## WORK REQUIRED
Omit all pictures and transcribe only the lines in the entries below that run from the line with "TypeScript and styled-components." through the line with "FaQuestionCircle, FaRegClock, FaUser".

## SOURCE RECORDS
——

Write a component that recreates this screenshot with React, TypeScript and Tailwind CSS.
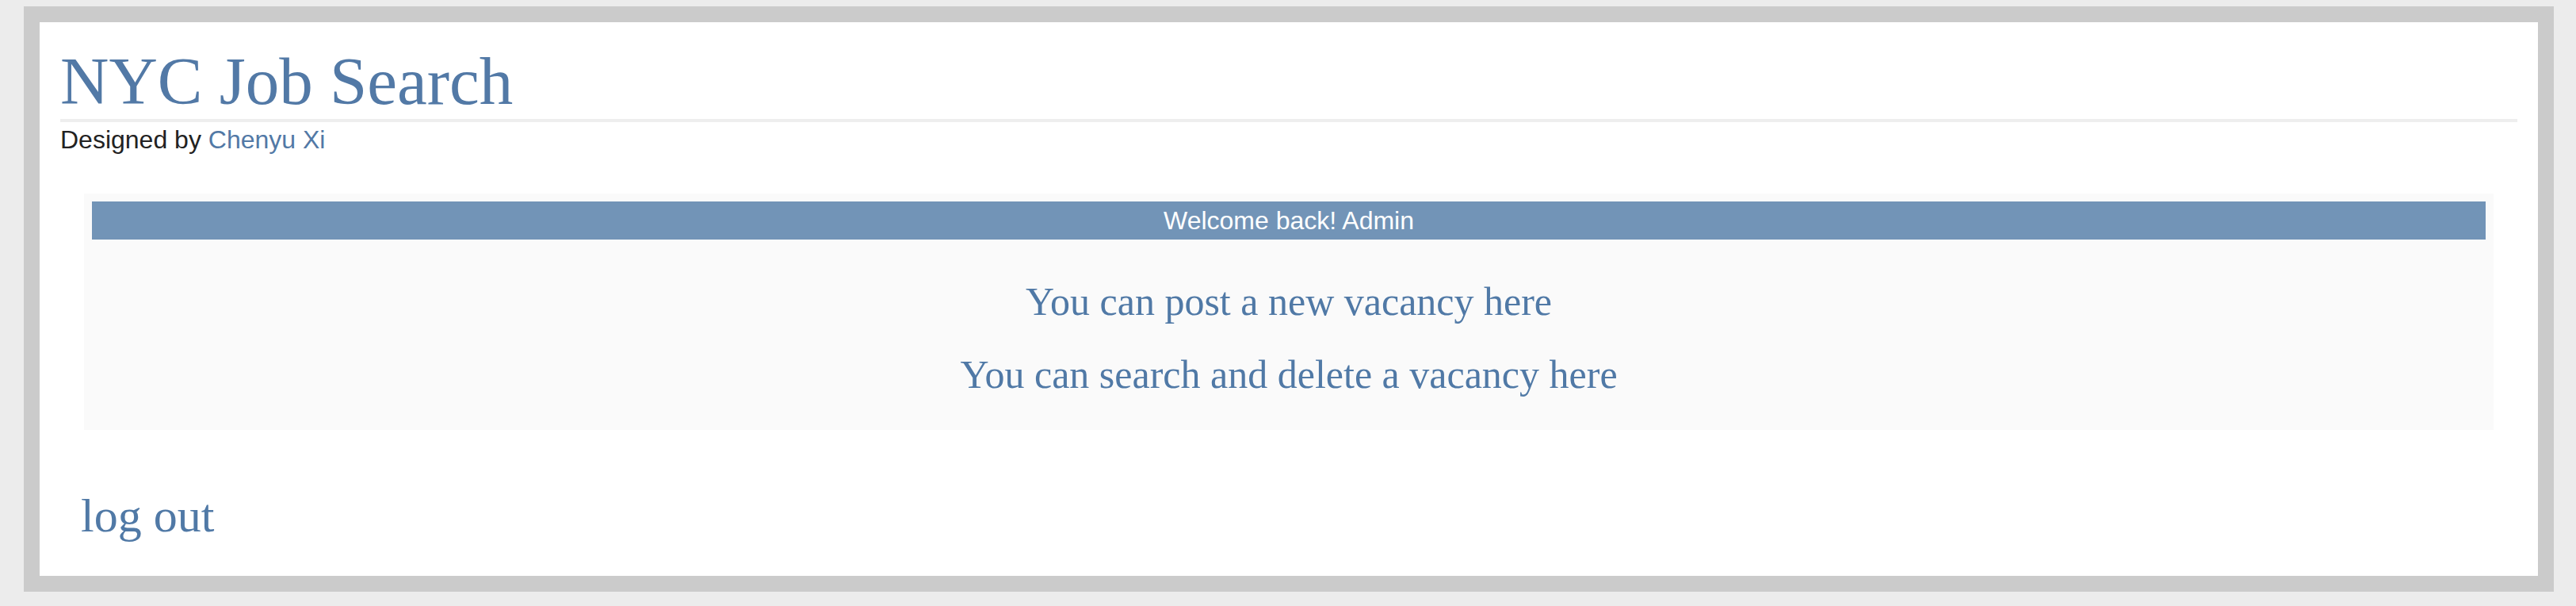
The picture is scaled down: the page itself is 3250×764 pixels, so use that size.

——

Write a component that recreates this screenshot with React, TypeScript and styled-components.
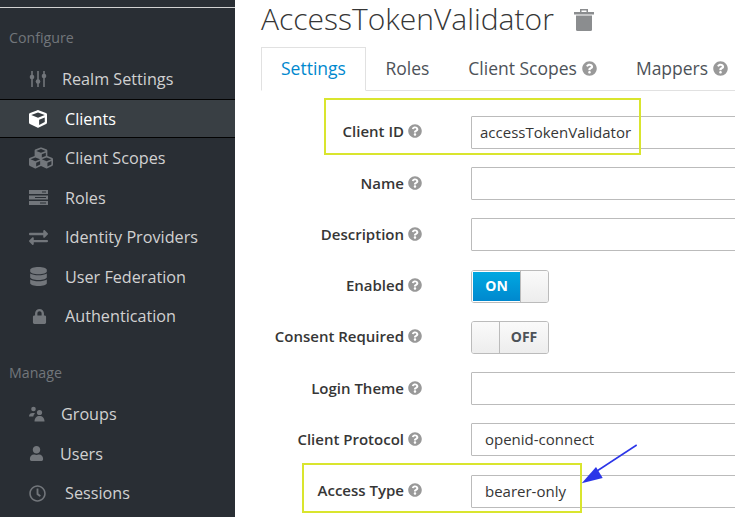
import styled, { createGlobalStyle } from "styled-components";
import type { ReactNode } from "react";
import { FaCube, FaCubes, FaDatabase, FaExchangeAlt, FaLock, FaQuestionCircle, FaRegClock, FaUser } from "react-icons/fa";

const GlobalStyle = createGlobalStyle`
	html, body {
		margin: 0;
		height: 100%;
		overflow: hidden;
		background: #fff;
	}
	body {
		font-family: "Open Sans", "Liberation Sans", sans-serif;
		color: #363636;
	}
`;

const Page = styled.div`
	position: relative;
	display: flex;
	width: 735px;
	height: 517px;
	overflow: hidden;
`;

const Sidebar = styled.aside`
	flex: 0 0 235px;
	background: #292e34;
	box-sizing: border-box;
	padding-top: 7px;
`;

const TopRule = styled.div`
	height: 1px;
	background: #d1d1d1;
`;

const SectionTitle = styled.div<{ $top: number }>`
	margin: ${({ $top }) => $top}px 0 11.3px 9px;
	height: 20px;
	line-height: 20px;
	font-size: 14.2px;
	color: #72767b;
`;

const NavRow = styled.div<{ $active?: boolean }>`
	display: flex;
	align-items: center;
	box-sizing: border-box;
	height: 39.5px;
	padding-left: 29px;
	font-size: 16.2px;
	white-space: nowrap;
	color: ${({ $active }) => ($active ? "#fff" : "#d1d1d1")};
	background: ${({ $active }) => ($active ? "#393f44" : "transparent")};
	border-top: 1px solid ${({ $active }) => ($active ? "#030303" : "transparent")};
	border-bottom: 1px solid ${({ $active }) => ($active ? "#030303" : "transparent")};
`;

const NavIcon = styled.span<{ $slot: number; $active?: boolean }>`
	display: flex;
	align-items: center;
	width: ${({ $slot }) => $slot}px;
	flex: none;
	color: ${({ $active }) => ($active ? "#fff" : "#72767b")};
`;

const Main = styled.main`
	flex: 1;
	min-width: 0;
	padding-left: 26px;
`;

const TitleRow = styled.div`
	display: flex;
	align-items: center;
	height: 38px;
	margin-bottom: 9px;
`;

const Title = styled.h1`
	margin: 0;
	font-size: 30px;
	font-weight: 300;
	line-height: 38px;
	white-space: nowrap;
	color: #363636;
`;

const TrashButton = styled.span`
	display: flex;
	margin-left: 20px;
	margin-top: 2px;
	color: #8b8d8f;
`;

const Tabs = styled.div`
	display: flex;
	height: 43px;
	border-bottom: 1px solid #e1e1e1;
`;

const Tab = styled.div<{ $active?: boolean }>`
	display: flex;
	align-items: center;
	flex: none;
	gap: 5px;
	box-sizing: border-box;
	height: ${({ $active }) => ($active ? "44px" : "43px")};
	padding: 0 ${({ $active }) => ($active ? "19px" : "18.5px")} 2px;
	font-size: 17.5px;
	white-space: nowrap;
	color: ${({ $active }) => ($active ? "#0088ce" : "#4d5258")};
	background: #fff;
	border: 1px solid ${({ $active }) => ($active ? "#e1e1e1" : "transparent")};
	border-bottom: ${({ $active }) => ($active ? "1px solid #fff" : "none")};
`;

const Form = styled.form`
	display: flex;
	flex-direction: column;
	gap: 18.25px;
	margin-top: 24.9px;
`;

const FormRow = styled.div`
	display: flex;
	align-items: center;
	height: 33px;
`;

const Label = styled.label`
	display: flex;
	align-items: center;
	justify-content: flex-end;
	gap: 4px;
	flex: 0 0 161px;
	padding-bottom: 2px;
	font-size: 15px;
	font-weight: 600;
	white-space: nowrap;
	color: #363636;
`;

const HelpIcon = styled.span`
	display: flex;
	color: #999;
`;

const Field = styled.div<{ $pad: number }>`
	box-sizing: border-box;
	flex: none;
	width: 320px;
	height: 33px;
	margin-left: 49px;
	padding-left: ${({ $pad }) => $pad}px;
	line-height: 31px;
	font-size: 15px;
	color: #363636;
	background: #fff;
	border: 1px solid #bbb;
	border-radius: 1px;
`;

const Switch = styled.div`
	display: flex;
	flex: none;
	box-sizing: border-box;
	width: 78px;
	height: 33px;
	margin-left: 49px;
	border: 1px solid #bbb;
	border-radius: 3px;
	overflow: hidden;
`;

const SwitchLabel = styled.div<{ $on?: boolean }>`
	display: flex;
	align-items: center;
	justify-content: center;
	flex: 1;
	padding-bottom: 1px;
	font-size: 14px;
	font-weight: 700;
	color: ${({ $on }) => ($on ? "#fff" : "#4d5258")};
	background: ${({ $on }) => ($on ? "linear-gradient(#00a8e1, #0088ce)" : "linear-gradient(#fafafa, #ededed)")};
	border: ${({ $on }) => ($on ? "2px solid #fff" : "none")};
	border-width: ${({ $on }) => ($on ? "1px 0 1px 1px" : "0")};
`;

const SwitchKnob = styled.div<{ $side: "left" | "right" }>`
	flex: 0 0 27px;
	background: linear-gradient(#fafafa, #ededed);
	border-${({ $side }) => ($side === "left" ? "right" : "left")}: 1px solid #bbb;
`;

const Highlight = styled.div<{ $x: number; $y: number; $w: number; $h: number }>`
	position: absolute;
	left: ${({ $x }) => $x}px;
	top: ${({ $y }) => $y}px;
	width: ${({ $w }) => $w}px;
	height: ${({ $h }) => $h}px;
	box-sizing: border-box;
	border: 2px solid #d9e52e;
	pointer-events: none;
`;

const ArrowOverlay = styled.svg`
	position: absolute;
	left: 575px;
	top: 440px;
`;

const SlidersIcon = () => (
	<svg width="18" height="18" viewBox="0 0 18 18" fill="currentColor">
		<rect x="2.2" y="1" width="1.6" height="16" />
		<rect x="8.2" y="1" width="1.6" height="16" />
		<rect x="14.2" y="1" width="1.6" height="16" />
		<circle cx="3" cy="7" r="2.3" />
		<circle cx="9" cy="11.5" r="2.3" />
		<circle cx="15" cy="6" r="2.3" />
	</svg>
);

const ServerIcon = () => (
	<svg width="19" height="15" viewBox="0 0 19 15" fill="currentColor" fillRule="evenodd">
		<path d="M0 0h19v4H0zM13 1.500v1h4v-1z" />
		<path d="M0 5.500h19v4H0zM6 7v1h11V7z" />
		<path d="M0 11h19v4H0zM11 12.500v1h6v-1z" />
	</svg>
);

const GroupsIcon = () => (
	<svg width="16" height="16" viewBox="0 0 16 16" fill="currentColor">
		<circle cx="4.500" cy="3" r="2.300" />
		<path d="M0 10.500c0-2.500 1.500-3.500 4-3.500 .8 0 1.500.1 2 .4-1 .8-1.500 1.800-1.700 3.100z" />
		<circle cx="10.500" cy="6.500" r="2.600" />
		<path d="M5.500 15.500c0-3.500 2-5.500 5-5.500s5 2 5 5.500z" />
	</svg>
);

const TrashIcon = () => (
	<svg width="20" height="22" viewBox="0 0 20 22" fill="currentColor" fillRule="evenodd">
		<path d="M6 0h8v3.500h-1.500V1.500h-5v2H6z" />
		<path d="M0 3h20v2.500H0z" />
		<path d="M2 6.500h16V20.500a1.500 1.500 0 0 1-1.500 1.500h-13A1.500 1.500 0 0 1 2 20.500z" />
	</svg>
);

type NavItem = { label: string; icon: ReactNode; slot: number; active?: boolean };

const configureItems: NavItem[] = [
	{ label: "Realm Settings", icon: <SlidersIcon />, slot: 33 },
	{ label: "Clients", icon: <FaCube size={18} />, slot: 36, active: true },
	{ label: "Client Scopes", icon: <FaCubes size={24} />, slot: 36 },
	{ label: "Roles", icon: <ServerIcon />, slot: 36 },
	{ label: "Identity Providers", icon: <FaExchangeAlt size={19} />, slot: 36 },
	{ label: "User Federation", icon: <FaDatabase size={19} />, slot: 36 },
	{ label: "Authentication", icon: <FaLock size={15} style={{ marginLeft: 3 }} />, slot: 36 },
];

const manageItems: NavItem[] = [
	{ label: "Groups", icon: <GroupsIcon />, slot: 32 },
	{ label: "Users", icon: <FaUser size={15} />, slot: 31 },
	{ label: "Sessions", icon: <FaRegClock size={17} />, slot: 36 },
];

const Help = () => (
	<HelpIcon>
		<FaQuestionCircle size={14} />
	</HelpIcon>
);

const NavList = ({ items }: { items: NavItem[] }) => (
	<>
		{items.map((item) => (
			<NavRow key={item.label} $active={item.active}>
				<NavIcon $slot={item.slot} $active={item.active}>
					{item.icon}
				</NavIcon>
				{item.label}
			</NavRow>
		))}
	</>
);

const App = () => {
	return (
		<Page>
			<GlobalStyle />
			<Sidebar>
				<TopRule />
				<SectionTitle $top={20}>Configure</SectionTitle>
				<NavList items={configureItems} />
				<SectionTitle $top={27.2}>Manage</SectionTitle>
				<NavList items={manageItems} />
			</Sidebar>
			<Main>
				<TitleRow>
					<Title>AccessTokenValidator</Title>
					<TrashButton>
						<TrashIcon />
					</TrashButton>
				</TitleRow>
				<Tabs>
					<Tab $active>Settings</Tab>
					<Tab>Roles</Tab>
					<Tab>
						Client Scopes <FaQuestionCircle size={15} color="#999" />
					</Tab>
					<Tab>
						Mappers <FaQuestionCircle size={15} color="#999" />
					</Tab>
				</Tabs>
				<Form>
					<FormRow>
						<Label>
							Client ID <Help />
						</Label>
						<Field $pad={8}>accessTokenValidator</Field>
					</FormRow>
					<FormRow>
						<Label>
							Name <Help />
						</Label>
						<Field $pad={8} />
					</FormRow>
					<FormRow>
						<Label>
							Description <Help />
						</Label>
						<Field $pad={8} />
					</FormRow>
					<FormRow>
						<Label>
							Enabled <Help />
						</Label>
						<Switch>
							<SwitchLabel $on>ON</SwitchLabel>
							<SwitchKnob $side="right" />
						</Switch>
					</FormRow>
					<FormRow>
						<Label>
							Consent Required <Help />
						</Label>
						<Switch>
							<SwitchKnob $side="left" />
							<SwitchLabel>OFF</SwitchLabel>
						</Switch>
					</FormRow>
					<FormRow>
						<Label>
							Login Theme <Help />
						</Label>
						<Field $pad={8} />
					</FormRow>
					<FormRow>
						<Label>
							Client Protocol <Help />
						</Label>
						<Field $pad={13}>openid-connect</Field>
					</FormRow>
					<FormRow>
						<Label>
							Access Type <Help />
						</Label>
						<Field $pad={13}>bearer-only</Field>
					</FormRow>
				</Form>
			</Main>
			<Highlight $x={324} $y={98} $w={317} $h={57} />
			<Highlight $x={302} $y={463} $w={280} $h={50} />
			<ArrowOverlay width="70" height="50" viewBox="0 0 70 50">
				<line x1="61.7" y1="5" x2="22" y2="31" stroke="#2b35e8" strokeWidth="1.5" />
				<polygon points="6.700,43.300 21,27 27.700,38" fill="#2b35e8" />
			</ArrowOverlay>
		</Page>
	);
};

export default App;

——

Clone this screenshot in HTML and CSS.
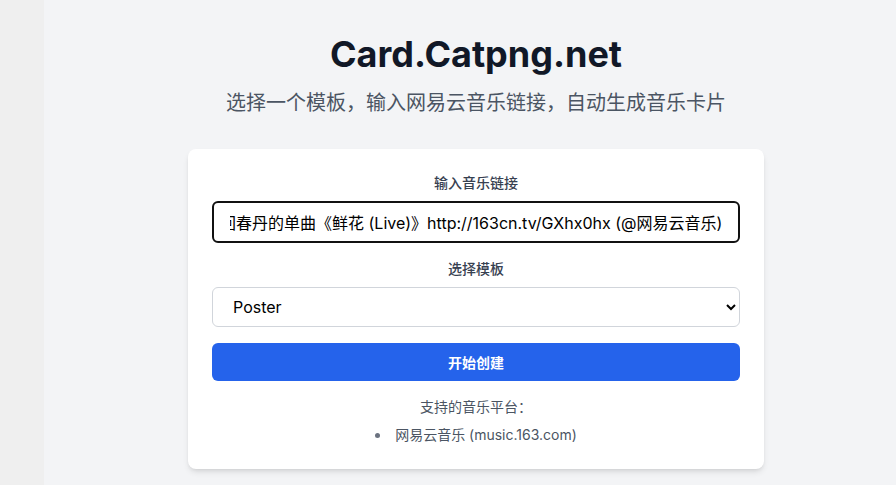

——

## WRITTEN ANSWER
Write a component that recreates this screenshot with React, TypeScript and styled-components.
import styled, { createGlobalStyle } from "styled-components";
import type { ReactNode } from "react";
import { FaCube, FaCubes, FaDatabase, FaExchangeAlt, FaLock, FaQuestionCircle, FaRegClock, FaUser } from "react-icons/fa";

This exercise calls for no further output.